* _GIVEN INSTRUCTION_
Would you quote every entry exactly, dropping only the pictures?

— start of DATA FOR THIS EXERCISE —

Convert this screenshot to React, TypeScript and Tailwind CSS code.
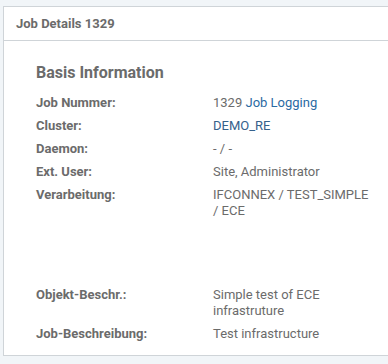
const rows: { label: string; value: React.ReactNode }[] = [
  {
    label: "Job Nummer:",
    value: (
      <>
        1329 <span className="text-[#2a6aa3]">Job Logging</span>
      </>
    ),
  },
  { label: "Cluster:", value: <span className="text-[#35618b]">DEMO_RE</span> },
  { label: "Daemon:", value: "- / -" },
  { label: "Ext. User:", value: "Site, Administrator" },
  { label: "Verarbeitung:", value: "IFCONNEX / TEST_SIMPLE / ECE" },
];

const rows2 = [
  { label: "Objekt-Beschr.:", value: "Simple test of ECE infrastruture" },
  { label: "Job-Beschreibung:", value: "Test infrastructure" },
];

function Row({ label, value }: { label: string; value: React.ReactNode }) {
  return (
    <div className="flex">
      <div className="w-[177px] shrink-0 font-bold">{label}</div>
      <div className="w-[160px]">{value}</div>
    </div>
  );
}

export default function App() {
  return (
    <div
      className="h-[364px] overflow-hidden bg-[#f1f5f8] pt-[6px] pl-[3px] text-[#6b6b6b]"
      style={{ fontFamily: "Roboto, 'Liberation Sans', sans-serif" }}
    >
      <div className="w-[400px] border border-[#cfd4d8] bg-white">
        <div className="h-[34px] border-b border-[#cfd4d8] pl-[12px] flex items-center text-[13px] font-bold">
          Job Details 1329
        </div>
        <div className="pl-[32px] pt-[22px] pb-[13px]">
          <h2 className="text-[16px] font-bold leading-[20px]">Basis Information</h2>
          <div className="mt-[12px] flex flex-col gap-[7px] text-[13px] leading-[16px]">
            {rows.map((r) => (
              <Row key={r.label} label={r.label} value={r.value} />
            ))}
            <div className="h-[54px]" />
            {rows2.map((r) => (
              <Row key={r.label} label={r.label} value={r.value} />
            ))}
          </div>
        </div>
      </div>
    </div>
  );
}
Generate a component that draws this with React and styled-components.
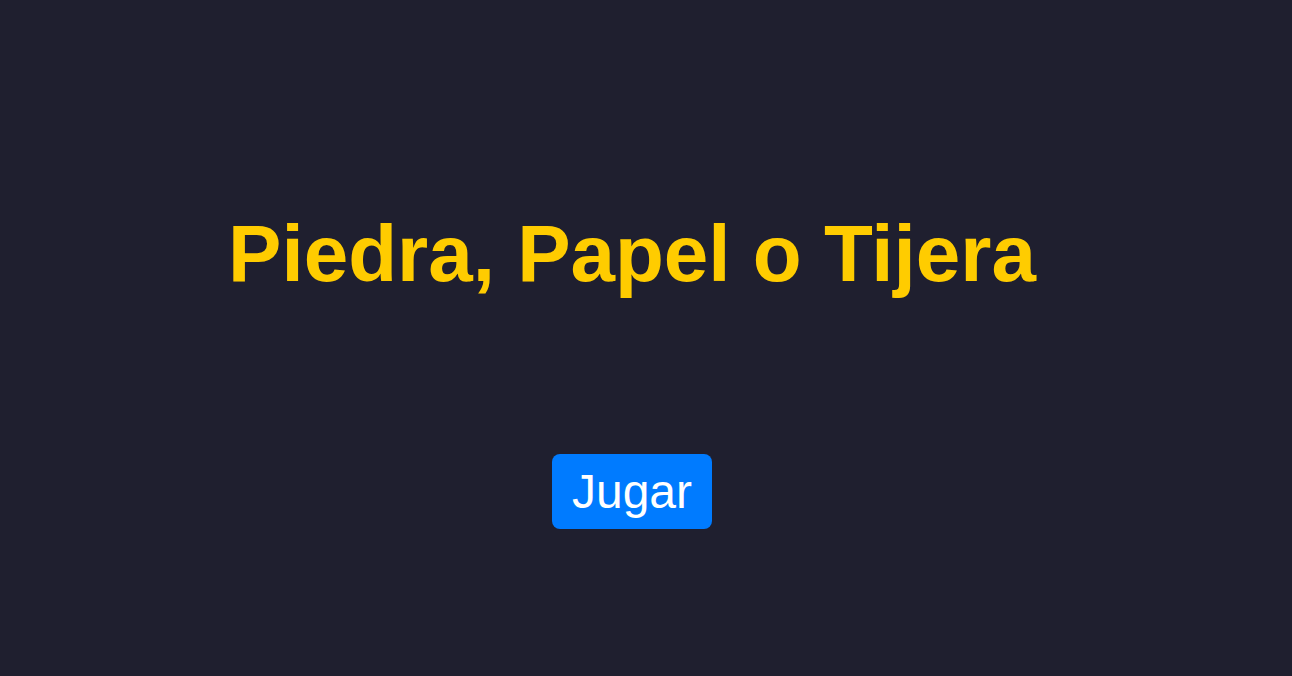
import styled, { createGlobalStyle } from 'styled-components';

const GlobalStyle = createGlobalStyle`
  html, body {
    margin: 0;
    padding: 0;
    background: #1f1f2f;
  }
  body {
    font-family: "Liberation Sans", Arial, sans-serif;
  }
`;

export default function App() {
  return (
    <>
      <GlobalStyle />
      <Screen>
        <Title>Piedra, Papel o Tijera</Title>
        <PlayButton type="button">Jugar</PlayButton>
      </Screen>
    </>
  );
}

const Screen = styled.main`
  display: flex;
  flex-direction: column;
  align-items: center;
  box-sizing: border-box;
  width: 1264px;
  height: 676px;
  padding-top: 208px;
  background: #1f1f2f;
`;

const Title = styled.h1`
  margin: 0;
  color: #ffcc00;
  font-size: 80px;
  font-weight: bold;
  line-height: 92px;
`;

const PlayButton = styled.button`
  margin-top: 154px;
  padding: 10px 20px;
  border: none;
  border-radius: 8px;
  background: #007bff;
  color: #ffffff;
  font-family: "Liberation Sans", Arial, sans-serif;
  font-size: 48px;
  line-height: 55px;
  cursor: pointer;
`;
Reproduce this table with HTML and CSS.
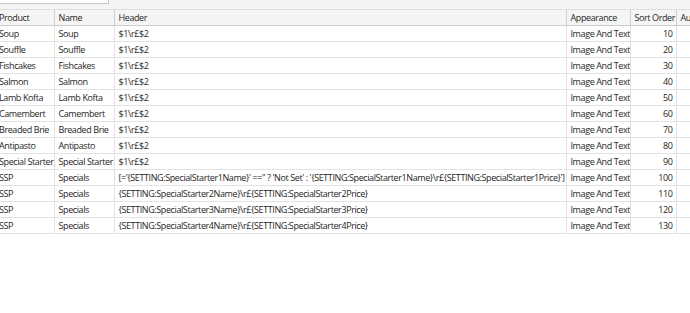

— end of DATA FOR THIS EXERCISE —

* _RESULT BELOW_
Convert this screenshot to React, TypeScript and Tailwind CSS code.
const rows: { label: string; value: React.ReactNode }[] = [
  {
    label: "Job Nummer:",
    value: (
      <>
        1329 <span className="text-[#2a6aa3]">Job Logging</span>
      </>
    ),
  },
  { label: "Cluster:", value: <span className="text-[#35618b]">DEMO_RE</span> },
  { label: "Daemon:", value: "- / -" },
  { label: "Ext. User:", value: "Site, Administrator" },
  { label: "Verarbeitung:", value: "IFCONNEX / TEST_SIMPLE / ECE" },
];

const rows2 = [
  { label: "Objekt-Beschr.:", value: "Simple test of ECE infrastruture" },
  { label: "Job-Beschreibung:", value: "Test infrastructure" },
];

function Row({ label, value }: { label: string; value: React.ReactNode }) {
  return (
    <div className="flex">
      <div className="w-[177px] shrink-0 font-bold">{label}</div>
      <div className="w-[160px]">{value}</div>
    </div>
  );
}

export default function App() {
  return (
    <div
      className="h-[364px] overflow-hidden bg-[#f1f5f8] pt-[6px] pl-[3px] text-[#6b6b6b]"
      style={{ fontFamily: "Roboto, 'Liberation Sans', sans-serif" }}
    >
      <div className="w-[400px] border border-[#cfd4d8] bg-white">
        <div className="h-[34px] border-b border-[#cfd4d8] pl-[12px] flex items-center text-[13px] font-bold">
          Job Details 1329
        </div>
        <div className="pl-[32px] pt-[22px] pb-[13px]">
          <h2 className="text-[16px] font-bold leading-[20px]">Basis Information</h2>
          <div className="mt-[12px] flex flex-col gap-[7px] text-[13px] leading-[16px]">
            {rows.map((r) => (
              <Row key={r.label} label={r.label} value={r.value} />
            ))}
            <div className="h-[54px]" />
            {rows2.map((r) => (
              <Row key={r.label} label={r.label} value={r.value} />
            ))}
          </div>
        </div>
      </div>
    </div>
  );
}
Generate a component that draws this with React and styled-components.
import styled, { createGlobalStyle } from 'styled-components';

const GlobalStyle = createGlobalStyle`
  html, body {
    margin: 0;
    padding: 0;
    background: #1f1f2f;
  }
  body {
    font-family: "Liberation Sans", Arial, sans-serif;
  }
`;

export default function App() {
  return (
    <>
      <GlobalStyle />
      <Screen>
        <Title>Piedra, Papel o Tijera</Title>
        <PlayButton type="button">Jugar</PlayButton>
      </Screen>
    </>
  );
}

const Screen = styled.main`
  display: flex;
  flex-direction: column;
  align-items: center;
  box-sizing: border-box;
  width: 1264px;
  height: 676px;
  padding-top: 208px;
  background: #1f1f2f;
`;

const Title = styled.h1`
  margin: 0;
  color: #ffcc00;
  font-size: 80px;
  font-weight: bold;
  line-height: 92px;
`;

const PlayButton = styled.button`
  margin-top: 154px;
  padding: 10px 20px;
  border: none;
  border-radius: 8px;
  background: #007bff;
  color: #ffffff;
  font-family: "Liberation Sans", Arial, sans-serif;
  font-size: 48px;
  line-height: 55px;
  cursor: pointer;
`;
Reproduce this table with HTML and CSS.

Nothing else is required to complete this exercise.